No this is not EVE from the Disney Pixar Film WALL-E – but it is close. Researchers have developed an AI model called EVE that is able to interpret the meaning of gene variants in humans.

Gene variants and interpretation

With advances in sequencing technologies, there has been an exponential growth in identifying genetic variation within the human population. Understanding this genetic variation in the context of health and disease has the potential to transform healthcare. Researchers have been able to conduct studies that link genetic variation through access to sequencing, not only to diseases but also to biochemical and cellular phenotypes. However, linking specific genetic changes to disease phenotypes remains an open challenge due to the sheer number of variants in the human population.

Due to this challenge, researchers have developed several new experimental technologies that can assess the effects of thousands of mutations in parallel. However, these technologies do not easily scale to thousands of proteins. They also depend on the availability of assays that are relevant to human disease phenotypes.

To date, the overwhelming majority of protein variants in human disease-related genes still have unknown consequences. Researchers hope that computation will play a role in this, by helping to accelerate clinical variant interpretation at scale. However, state-of-the-art methods have typically relied on training machine-learning models on known disease labels. Unfortunately, these labels are sparse, biased and of variable quality, which has resulted in these models being insufficiently reliable.

An AI tool called EVE

In a recent study, published in Nature, researchers proposed an approach that leverages deep generative models to predict variant pathogenicity without relying on labels. The team specifically modelled the distribution of sequence variation across organisms and then used them to make predictions about the meaning of variations in human genes.
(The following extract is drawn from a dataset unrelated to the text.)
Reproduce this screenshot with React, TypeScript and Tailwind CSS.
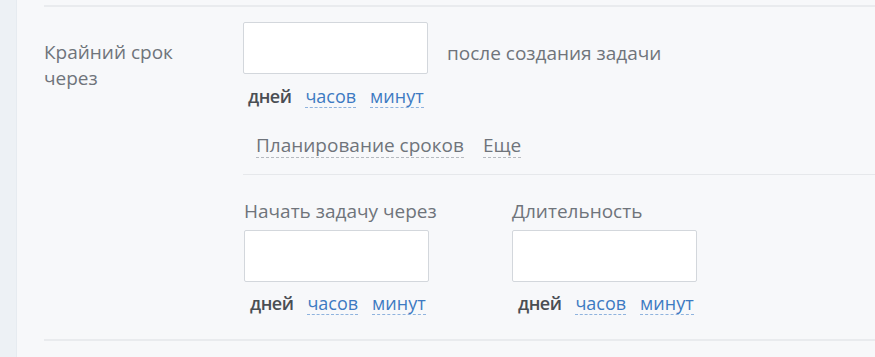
import React from "react"

function Units() {
  return (
    <div className="flex items-start gap-[14px] text-[18px] leading-[22px]">
      <span className="font-semibold tracking-[-0.5px] text-[#4a4e54]">дней</span>
      <span className="text-[#3d7ac2] border-b border-dashed border-[#8fb3de]">часов</span>
      <span className="text-[#3d7ac2] border-b border-dashed border-[#8fb3de]">минут</span>
    </div>
  )
}

function Field({ label }: { label: string }) {
  return (
    <div className="w-[268px] flex flex-col">
      <div className="text-[19px] leading-[22px] text-[#6f747b]">{label}</div>
      <div className="mt-[8px] w-[185px] h-[52px] bg-white border border-[#d3d7dc] rounded-[2px]" />
      <div className="mt-[10px] pl-[6px]">
        <Units />
      </div>
    </div>
  )
}

export default function App() {
  return (
    <div
      className="flex w-[875px] h-[357px] bg-[#f7f8fa] overflow-hidden"
      style={{ fontFamily: '"Open Sans", "Noto Sans", sans-serif' }}
    >
      <div className="w-[17px] shrink-0 bg-[#edf1f5] border-r border-[#e6ebf0]" />
      <div className="flex-1 pl-[27px] pt-[5px] flex flex-col">
        <div className="border-t-2 border-[#e9ebee]" />

        <div className="flex">
          <div className="w-[199px] pt-[32px] text-[19px] leading-[26px] text-[#6f747b]">
            Крайний срок
            <br />
            через
          </div>

          <div className="flex-1 flex flex-col pt-[15px]">
            <div className="flex items-start">
              <div className="w-[185px] h-[52px] bg-white border border-[#d3d7dc] rounded-[2px]" />
              <span className="ml-[19px] mt-[20px] text-[19px] leading-[22px] text-[#6f747b]">
                после создания задачи
              </span>
            </div>
            <div className="mt-[11px] pl-[5px]">
              <Units />
            </div>

            <div className="mt-[26px] pl-[13px] flex items-start gap-[19px] text-[19px] leading-[22px] text-[#6f747b]">
              <span className="pb-[1px] border-b border-dashed border-[#b5b9bf]">Планирование сроков</span>
              <span className="pb-[1px] border-b border-dashed border-[#b5b9bf]">Еще</span>
            </div>

            <div className="mt-[16px] border-t border-[#e6e8eb]" />

            <div className="flex pt-[25px] pl-[1px]">
              <Field label="Начать задачу через" />
              <Field label="Длительность" />
            </div>
          </div>
        </div>

        <div className="mt-[24px] border-t-2 border-[#e9ebee]" />
      </div>
    </div>
  )
}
Their model EVE (evolutionary model of variant effect) outperformed computational approaches that rely on labelled data. It also performed on par with, if not better than, predictions from high-throughput experiments, which experts have typically used as evidence for variant classification. The model predicted the pathogenicity of more than 36 million variants across 3,219 disease genes. It also resulted in more than 256,00 variants, which are currently of unknown significance, to be reclassified as either benign or disease-causing.
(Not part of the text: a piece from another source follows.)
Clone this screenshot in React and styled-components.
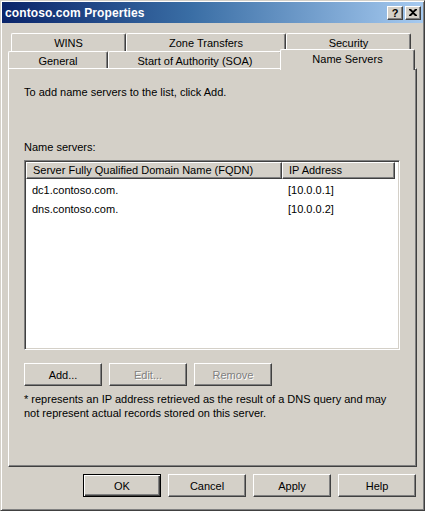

While the researchers note that EVE is not a diagnostic test, they believe it could be used to augment current clinical methods that are used to determine the meaning of genetic variants. They also emphasise that when used in combination with such tools, the model could boost the precision and accuracy of diagnostic, prognostic and treatment decisions.

Although this type of modelling is still in its infancy, the researchers plan on extending their work beyond protein-coding regions. In the meantime, the researchers are also working on making clinical use of the genetic variation for which we have some understanding. For example, the team is participating in the Atlas of Variant Effects Alliance, a global research effort which aims to map the effects of variation across the genome and create a comprehensive atlas of all possible human gene variants and their effects on protein function and physiology.